Como fortalezas deste espaço, as gestoras apontaram melhoria nas relações interprofissionais e na articulação com a gestão, com impactos no cuidado e nos indicadores hospitalares. Essa prática é considerada potencializadora da mudança do modelo de atenção pela contribuição dos diversos profissionais, viabilizando ações de cuidado mais resolutivas e humanizadas (Cardoso & Hennington, 2011); assim, se houver valorização por parte dos gestores, as equipes tendem a conduzir o trabalho de forma mais engajada, tornando as reuniões de equipe um momento de crescimento, com melhoria dos processos de trabalho (Organização Mundial de Saúde, 2010).
5 Conclusões
Considerando a pesquisa qualitativa, a coleta dos dados por meio do Grupo Focal oportunizou ao grupo reflexões que os possibilitaram elencar estratégias de enfrentamento a obstáculos e benefícios do processo de reunião de equipe.

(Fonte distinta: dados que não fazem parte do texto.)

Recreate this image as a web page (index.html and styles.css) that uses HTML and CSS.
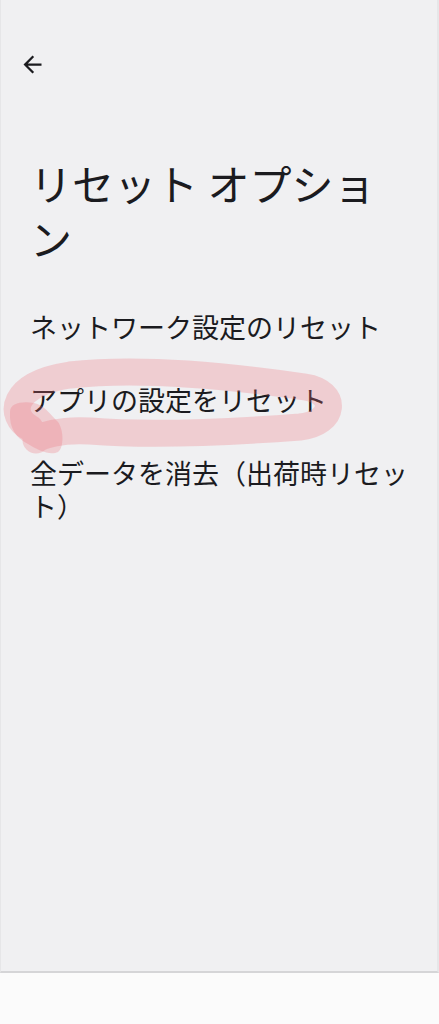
FILE: index.html
```html
<!DOCTYPE html>
<html lang="ja">
<head>
    <meta charset="UTF-8">
    <meta name="viewport" content="width=device-width, initial-scale=1.0">
    <title>リセット オプション</title>
    <link rel="stylesheet" href="styles.css">
</head>
<body>

    <div class="tela">
        <div class="barra-topo">
            <button class="voltar" aria-label="戻る">
                <svg width="27" height="27" viewBox="0 0 24 24">
                    <path d="M20 11H7.83l5.59-5.59L12 4l-8 8 8 8 1.41-1.41L7.83 13H20v-2z" fill="#1b1b1f"/>
                </svg>
            </button>
        </div>

        <div class="conteudo">
            <h1 class="titulo">リセット オプション</h1>

            <ul class="opcoes">
                <li>ネットワーク設定のリセット</li>
                <li>アプリの設定をリセット</li>
                <li>全データを消去（出荷時リセット）</li>
            </ul>
        </div>

        <svg class="marca" width="360" height="120" viewBox="0 350 360 120">
            <path d="M30 428 C8 416 10 384 70 375 C150 366 250 379 305 387 C338 392 336 423 300 427 C220 433 140 435 90 431 C60 429 40 436 36 440"
                  fill="none" stroke="rgba(236,110,122,0.27)" stroke-width="27" stroke-linecap="round"/>
            <path d="M10 412 C10 403 22 401 34 403 C44 405 50 414 58 422 C64 430 64 448 58 452 C50 456 38 450 28 444 C16 438 9 428 10 412 Z"
                  fill="rgba(236,110,122,0.27)"/>
        </svg>
    </div>

    <div class="rodape"></div>

</body>
</html>
```

FILE: styles.css
```css
body {
    margin: 0;
    background-color: #fbfbfb;
    font-family: "Noto Sans CJK JP", "Noto Sans", sans-serif;
    color: #1b1b1f;
}
.tela {
    position: relative;
    height: 973px;
    box-sizing: border-box; /* bordas entram na altura */
    background-color: #f0f0f2;
    border-left: 1px solid #e6e6e8;
    border-right: 2px solid #e6e6e8;
    border-bottom: 2px solid #d5d5d7;
}
.barra-topo {
    padding: 51px 0 0 18px;
    height: 27px;
}
.voltar {
    display: block;
    padding: 0;
    border: none;
    background: none;
    width: 27px;
    height: 27px;
}
.conteudo {
    padding: 77px 26px 0 29px;
}
.titulo {
    margin: 0 0 25px 0;
    font-size: 42px;
    font-weight: 400;
    line-height: 55px;
}
.opcoes {
    list-style: none;
    margin: 0;
    padding: 0;
}
.opcoes li {
    padding: 20px 0;
    font-size: 27px;
    line-height: 33px;
}
/* sublinhado rosa desenhado por cima */
.marca {
    position: absolute;
    left: -1px;
    top: 350px;
    pointer-events: none;
}
.rodape {
    height: 51px;
}
```
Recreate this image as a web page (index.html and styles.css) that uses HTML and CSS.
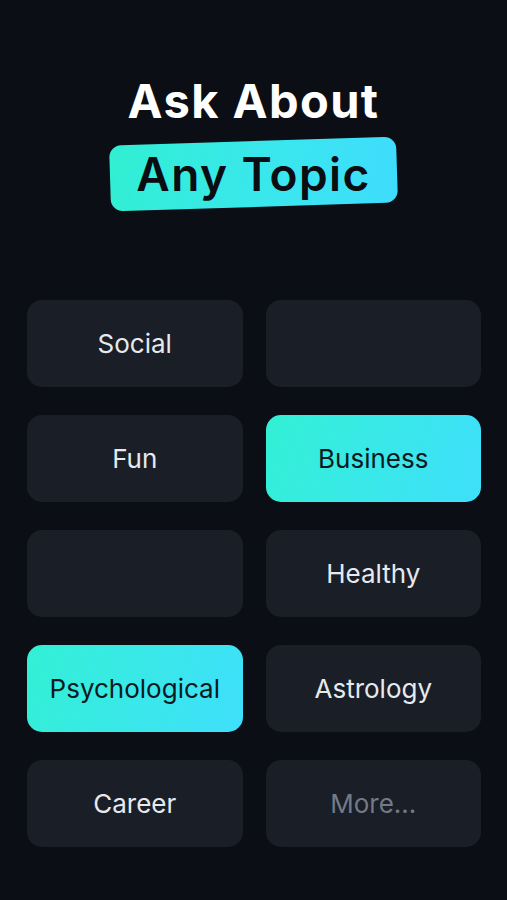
FILE: index.html
```html
<!DOCTYPE html>
<html lang="en">
<head>
<meta charset="utf-8">
<title>Ask About Any Topic</title>
<link rel="stylesheet" href="styles.css">
</head>
<body>
<main class="screen">
  <header class="hero">
    <h1 class="hero-line">Ask About</h1>
    <div class="hero-pill"><span class="hero-pill-text">Any Topic</span></div>
  </header>
  <section class="topics">
    <div class="tile">Social</div>
    <div class="tile"></div>
    <div class="tile">Fun</div>
    <div class="tile tile-active">Business</div>
    <div class="tile"></div>
    <div class="tile">Healthy</div>
    <div class="tile tile-active">Psychological</div>
    <div class="tile">Astrology</div>
    <div class="tile">Career</div>
    <div class="tile tile-muted">More...</div>
  </section>
</main>
</body>
</html>
```

FILE: styles.css
```css
* { box-sizing: border-box; }
html, body {
  margin: 0;
  padding: 0;
  background: #0b0e14;
}
body {
  font-family: Inter, "Noto Sans", sans-serif;
  color: #e8eaee;
}
.screen {
  width: 507px;
  min-height: 900px;
  display: flex;
  flex-direction: column;
}
.hero {
  display: flex;
  flex-direction: column;
  align-items: center;
  padding-top: 72px;
}
.hero-line {
  margin: 0;
  font-size: 47px;
  font-weight: 700;
  line-height: 58px;
  color: #ffffff;
  letter-spacing: 1.4px;
}
.hero-pill {
  position: relative;
  margin-top: 11px;
  width: 287px;
  height: 66px;
  display: flex;
  align-items: center;
  justify-content: center;
}
.hero-pill::before {
  content: "";
  position: absolute;
  inset: 0;
  border-radius: 12px;
  background: linear-gradient(100deg, #31efd2 0%, #3ae6ef 60%, #3fdcfd 100%);
  transform: rotate(-1.8deg);
}
.hero-pill-text {
  position: relative;
  font-size: 46px;
  font-weight: 600;
  color: #0a0d12;
  letter-spacing: 1.4px;
}
.topics {
  margin-top: 93px;
  padding: 0 26px 0 27px;
  display: grid;
  grid-template-columns: 1fr 1fr;
  column-gap: 23px;
  row-gap: 28px;
}
.tile {
  height: 87px;
  border-radius: 15px;
  background: #1a1e26;
  display: flex;
  align-items: center;
  justify-content: center;
  font-size: 26px;
  font-weight: 400;
  color: #e6e9ee;
}
.tile-active {
  background: linear-gradient(110deg, #32f0d4 0%, #39e8e8 50%, #3fdffb 100%);
  color: #0c1a1f;
}
.tile-muted {
  color: #737a86;
}
```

Com relação ao grupo de gestoras, a técnica de entrevista semiestruturada propiciou reflexões sobre sua importância no movimento de reunião de equipe por meio de um acompanhamento dinâmico, estratégico e acolhedor, com valorização deste processo de construção.
Os profissionais e as gestoras entendem como muito importante a manutenção e a ampliação do espaço da reunião de equipe, considerado referência para o processo de trabalho em grupo, pois poderão ressignificar suas ações para que a formação interprofissional seja inerente à prática verdadeiramente colaborativa, com maior resolutividade das intervenções, e também compreendem que a participação dos estudantes é importante para o entendimento da integralidade do cuidado e o fortalecimento da formação. Entretanto, identificam entraves em todo o processo, como o modelo biomédico e a comunicação disfuncional. Para potencializar este espaço, é necessário fortalecer a integração entre todos os sujeitos envolvidos, gestão, assistência, população e academia, com foco na integralidade do cuidado ao usuário.